Eu sou daqueles que acham que não precisa ir pra Chicago, estudar economia e voltar para ser Ministro da Economia do Brasil. A conta para mim é essa aqui, ó: se organizar direitinho, todo mundo come. Não precisa ir pra Chicago estudar essas porcarias aí de neoliberalismo, pra vim pra cá e fazer merda.

TEIA DOS POVOS: Deixa um recado para a juventude aí, irmão, uma mensagem.

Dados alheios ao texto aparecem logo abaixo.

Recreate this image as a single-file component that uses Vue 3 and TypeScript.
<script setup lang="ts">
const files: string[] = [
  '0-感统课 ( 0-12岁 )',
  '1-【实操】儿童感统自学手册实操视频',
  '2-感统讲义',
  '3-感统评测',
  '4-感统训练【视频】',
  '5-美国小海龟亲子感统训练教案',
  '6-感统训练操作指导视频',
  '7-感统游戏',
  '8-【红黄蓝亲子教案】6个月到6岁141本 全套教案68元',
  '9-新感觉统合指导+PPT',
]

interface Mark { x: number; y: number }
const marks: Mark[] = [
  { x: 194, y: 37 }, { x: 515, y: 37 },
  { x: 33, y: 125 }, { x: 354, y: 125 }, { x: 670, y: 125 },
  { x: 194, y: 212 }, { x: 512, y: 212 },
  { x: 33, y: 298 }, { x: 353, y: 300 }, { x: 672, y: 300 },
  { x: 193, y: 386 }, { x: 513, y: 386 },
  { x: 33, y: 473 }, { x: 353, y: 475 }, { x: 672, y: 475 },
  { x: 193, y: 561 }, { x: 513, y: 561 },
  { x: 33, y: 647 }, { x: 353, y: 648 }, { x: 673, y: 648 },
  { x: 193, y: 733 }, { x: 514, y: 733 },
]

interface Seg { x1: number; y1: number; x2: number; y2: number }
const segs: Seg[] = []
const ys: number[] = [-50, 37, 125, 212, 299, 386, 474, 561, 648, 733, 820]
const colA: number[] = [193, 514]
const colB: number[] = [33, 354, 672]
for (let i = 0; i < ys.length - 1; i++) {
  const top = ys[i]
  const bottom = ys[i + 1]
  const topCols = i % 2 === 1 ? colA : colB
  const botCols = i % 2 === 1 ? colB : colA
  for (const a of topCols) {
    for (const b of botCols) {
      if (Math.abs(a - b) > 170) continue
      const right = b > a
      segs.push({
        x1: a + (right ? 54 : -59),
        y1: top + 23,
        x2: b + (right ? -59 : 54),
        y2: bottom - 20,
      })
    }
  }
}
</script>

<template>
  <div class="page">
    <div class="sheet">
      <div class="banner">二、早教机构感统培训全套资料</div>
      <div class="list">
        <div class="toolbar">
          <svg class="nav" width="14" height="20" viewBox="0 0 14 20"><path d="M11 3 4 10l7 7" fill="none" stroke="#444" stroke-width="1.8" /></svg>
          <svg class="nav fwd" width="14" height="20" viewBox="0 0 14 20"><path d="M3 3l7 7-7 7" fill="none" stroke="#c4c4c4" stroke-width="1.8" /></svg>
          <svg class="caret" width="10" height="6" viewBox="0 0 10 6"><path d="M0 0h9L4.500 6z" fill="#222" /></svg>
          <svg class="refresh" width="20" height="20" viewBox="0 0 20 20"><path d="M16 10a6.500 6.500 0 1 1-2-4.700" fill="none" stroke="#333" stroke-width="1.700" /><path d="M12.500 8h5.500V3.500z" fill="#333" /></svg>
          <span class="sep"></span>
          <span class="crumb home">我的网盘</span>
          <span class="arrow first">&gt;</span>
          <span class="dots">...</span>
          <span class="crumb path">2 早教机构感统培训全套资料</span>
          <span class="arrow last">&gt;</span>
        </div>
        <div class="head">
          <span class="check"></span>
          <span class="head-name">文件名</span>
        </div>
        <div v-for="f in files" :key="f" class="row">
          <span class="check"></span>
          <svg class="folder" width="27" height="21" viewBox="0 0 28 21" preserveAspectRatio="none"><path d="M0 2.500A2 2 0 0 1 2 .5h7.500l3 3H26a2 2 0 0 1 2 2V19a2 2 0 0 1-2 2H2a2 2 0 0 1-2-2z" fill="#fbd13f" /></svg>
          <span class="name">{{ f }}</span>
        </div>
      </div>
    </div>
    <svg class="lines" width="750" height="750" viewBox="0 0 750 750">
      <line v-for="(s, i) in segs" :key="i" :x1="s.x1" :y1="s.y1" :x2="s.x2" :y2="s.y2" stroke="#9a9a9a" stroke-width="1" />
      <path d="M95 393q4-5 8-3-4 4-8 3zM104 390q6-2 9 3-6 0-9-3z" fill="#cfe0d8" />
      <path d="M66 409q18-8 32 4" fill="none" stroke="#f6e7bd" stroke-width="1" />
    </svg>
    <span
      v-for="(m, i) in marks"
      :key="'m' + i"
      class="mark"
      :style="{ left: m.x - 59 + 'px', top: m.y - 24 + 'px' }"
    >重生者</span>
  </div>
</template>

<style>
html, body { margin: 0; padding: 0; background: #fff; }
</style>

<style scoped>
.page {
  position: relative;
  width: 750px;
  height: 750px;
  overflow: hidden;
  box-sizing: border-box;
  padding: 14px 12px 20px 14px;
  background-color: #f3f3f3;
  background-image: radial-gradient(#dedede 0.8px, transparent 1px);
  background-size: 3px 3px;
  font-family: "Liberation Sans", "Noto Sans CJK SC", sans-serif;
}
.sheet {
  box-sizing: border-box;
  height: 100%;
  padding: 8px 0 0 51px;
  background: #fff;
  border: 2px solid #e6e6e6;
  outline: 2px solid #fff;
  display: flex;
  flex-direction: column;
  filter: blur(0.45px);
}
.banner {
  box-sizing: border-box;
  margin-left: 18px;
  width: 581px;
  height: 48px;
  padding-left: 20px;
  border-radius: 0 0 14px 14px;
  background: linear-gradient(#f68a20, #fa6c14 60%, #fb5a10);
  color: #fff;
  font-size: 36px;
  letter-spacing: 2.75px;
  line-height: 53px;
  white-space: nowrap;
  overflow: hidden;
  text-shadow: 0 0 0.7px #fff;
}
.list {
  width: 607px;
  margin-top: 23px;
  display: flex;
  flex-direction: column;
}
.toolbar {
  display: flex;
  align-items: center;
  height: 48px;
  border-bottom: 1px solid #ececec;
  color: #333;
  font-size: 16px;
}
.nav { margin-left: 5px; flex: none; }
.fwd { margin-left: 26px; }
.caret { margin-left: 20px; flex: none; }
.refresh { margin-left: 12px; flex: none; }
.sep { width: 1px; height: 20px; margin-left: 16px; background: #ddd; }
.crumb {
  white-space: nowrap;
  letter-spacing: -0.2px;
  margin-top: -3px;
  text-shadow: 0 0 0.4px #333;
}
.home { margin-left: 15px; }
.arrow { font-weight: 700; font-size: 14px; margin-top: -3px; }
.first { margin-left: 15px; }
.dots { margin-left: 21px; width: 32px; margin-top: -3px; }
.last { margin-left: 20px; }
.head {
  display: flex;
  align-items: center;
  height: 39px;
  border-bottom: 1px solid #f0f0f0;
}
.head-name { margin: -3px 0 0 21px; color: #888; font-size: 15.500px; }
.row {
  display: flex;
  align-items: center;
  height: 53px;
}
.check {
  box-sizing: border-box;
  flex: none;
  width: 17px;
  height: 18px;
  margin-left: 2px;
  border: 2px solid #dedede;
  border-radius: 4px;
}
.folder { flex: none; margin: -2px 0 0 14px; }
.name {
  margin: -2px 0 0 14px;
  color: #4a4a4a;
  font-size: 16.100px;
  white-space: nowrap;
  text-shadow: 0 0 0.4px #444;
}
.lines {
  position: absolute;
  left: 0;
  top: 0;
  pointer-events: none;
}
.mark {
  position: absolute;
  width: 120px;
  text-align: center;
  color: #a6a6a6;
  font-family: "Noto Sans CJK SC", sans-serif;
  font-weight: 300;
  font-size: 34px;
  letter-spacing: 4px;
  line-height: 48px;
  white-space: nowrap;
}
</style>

GALO: Se for pra deixar uma mensagem para os mais novos: Escuta os mais velho, mano. As pessoas que viveram mais que você, entendeu? Escuta seu pai, escuta a sua mãe, que eles têm informações que você não tem, entendeu? Cê hoje tem um salário mínimo de mil reais, seu pai já pegou duzentos conto na mão, tendeu? Seu pai já comeu o pé de galinha, seu pai já teve que se alimentar com muito pé de galinha no açougue. Então ele tem informações na carne dele. Então, antes de querer se sentir o sabichão, o cara que sabe pra caramba, vai tentar beber dessa informação que tem na carne do seu pai, na carne da sua mãe, na carne dos seus avô, entendeu? Na carne dos vizinho, teus vizinho mais velho. É respeitando o que aconteceu antes de nós que vai fazer a gente construir coisas saudáveis lá na frente, firmeza? Então, acho que é isso.

TEIA DOS POVOS: Obrigado, Galo. Um abração!

*Entrevista concedida à Divisão de Comunicação da Teia dos Povos no dia 22 de janeiro de 2021.